» **EXERCISE DETAILS**: Work out how many lines in the entries contain the string "with", and give nothing but that number.

» **DATA RECORDS**:
○ ○ ○
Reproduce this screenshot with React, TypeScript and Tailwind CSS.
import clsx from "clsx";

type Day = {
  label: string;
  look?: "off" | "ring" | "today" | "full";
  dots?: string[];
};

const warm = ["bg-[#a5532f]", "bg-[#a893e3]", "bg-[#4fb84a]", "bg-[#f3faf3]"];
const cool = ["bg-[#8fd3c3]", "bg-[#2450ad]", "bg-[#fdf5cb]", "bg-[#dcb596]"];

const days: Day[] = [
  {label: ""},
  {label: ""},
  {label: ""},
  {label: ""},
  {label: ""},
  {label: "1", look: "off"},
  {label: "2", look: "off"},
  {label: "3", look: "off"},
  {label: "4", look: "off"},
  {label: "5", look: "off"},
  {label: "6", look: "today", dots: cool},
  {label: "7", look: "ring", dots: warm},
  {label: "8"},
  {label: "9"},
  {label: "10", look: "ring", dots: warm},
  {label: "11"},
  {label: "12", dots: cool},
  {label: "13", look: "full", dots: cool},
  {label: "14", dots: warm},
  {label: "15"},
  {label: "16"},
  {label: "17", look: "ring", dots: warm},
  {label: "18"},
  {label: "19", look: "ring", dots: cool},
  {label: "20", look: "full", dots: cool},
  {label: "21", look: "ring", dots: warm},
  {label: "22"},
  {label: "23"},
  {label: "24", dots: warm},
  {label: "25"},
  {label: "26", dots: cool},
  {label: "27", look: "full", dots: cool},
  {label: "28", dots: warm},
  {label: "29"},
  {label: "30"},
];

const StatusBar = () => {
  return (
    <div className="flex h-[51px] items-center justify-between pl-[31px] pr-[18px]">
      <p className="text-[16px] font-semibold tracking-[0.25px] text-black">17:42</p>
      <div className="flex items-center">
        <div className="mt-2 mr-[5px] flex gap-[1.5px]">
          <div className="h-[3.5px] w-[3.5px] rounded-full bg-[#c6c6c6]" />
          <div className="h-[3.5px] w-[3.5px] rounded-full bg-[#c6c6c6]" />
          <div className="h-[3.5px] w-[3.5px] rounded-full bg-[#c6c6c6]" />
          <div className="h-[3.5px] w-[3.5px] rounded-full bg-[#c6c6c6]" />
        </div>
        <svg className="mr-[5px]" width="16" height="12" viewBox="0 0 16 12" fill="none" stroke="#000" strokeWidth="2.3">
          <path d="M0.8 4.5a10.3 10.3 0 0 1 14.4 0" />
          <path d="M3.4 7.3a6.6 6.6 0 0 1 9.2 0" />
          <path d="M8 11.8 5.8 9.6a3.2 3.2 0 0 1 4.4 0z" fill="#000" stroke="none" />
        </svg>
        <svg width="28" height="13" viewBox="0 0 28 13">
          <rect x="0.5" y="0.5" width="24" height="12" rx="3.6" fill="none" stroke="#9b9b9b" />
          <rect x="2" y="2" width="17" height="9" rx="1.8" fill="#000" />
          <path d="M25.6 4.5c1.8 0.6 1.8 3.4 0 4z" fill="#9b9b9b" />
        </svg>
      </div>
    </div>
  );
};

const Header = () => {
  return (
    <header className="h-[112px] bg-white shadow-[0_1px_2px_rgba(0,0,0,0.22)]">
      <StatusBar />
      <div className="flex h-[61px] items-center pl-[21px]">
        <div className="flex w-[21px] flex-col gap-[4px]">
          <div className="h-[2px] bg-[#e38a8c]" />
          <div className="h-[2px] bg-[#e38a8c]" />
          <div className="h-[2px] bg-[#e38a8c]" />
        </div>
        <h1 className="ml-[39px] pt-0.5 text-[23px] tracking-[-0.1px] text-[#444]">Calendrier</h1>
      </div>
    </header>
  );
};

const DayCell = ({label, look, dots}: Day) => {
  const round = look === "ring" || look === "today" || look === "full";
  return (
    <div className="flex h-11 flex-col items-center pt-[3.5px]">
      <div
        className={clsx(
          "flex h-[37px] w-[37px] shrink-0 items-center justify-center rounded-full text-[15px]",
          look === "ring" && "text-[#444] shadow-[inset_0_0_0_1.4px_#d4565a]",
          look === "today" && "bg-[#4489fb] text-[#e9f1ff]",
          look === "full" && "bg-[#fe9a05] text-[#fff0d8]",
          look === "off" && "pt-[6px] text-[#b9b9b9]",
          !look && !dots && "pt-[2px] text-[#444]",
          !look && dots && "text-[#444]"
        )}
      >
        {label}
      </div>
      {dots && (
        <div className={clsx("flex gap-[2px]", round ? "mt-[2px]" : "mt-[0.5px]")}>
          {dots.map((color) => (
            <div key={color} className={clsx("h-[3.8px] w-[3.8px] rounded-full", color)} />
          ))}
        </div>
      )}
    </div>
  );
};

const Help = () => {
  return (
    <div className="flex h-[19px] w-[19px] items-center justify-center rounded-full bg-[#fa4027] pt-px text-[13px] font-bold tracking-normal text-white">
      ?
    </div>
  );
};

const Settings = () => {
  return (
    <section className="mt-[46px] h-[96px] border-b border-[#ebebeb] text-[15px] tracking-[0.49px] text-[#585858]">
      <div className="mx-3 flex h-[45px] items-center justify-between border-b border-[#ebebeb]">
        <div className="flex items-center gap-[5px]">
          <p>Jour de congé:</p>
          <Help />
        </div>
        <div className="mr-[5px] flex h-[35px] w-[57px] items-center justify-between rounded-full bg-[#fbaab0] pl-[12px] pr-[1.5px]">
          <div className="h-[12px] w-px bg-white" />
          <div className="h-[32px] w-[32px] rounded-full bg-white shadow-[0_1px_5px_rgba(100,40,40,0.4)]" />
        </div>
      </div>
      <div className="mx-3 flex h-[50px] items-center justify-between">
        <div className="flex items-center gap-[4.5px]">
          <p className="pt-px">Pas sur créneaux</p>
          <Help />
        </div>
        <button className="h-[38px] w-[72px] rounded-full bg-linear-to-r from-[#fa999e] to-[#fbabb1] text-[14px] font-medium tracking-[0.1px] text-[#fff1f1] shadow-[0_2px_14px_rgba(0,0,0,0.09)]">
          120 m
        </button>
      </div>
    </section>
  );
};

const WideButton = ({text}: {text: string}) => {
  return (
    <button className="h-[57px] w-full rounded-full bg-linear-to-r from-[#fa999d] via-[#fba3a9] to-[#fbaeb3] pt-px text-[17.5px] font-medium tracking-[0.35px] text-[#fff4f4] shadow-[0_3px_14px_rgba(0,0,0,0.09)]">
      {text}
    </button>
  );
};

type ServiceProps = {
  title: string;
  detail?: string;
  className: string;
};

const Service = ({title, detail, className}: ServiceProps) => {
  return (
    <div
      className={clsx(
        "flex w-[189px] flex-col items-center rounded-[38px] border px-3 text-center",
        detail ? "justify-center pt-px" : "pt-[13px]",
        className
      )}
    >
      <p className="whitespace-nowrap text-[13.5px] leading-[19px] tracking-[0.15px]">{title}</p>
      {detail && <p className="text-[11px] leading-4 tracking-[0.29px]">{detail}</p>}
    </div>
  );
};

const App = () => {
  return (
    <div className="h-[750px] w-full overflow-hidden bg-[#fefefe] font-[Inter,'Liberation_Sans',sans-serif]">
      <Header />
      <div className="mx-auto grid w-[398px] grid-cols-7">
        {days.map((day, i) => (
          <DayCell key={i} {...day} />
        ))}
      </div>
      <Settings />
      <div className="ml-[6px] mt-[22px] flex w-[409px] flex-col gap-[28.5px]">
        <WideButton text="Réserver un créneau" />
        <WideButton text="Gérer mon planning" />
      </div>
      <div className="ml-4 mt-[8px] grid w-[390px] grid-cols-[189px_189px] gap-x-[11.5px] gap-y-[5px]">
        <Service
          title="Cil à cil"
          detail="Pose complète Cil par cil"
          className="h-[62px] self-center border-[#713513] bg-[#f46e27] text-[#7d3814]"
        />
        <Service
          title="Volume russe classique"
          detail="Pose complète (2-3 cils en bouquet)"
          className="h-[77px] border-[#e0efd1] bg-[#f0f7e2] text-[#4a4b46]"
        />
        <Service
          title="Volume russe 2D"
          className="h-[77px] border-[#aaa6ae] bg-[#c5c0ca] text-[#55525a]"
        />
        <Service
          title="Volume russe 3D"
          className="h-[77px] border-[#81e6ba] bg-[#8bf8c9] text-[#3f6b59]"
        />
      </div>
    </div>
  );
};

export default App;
○ ○ ○
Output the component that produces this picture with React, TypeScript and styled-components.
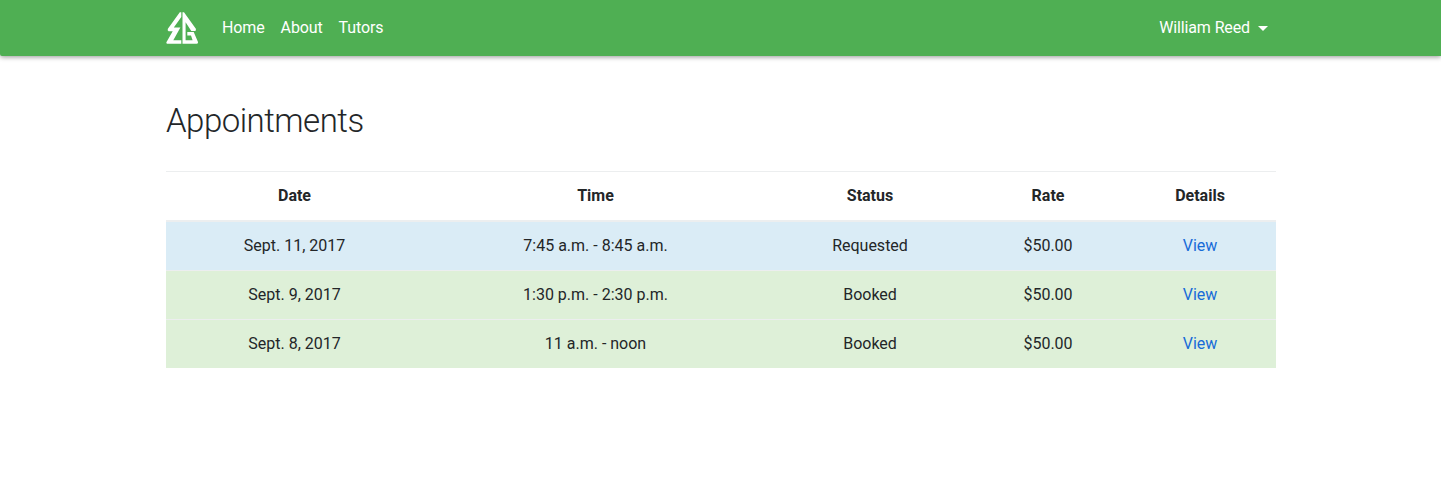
○ ○ ○
» **RESPONSE**: 2